Welcome to Season 1 Episode 39 of the Your Church Matters podcast. In this episode I answered a listener question.
Greg sent me an email that contained more than just this particular issue, but I asked (and received) his permission to share this portion and my answer.
“One of the major points of criticism I’ve received from a very vocal minority is, ‘The Deacons have faded into the woodwork’ and this structure ‘isn’t biblical’ because the Leadership Team ‘holds all the power.’ In reality and practice, the influence of these groups has been diffused where no one group can exist without the accountability of the other. Our church was deacon controlled for a long time, so the small voices here have that reference, but’s it’s been nearly impossible to communicate and convince them that they hold as much responsibility as ever, if not more.”

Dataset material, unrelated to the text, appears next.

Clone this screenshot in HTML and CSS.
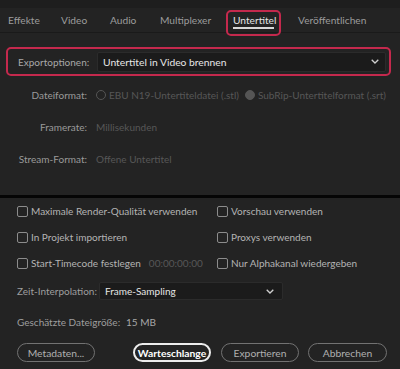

Here are a couple of ideas that occur to me:
I am assuming that, since you put three different phrases in quotes, these are things that have been said to you by this vocal minority. You mentioned difficulty in communicating and convincing. One thing I have found to be helpful is to make sure that we are all speaking the same language. This does not guarantee that agreement will come, but at least you have the opportunity to hear what they are really saying and acknowledge the fears that they have over the changes taking place. What you see as the beginning of a positive cultural shift, they see as losing their church.
Questions are usually more powerful than statements in these scenarios, so here are some things I would want to ask:
- “Help me understand what you mean by ‘faded into the woodwork.’”
- “What are some ways that Deacons have effectively ministered before that you believe we are missing now?”
- “What is your understanding of the Biblical role of a Deacon?”
- “Where in Scripture do you see that model?”
- “What does ‘power’ look like to you?”
- “Who should hold power in a New Testament church?”
- “How does the Bible describe how decisions should be made in a New Testament church?”
- “What is the difference between power, authority, and responsibility?”
- “What is it that you believe you need, but are not receiving, in our current structure, that helps you to fulfill the purpose God has for you.”
There is nothing magic about any of those questions. The real power may be in the follow up questions that you can ask in response to their answers. Don’t be too quick to defend your position or to try to convince. You have the pulpit for teaching Biblical truth and principles. Let conversations be opportunities for everyone, including you, to learn how to navigate this journey together.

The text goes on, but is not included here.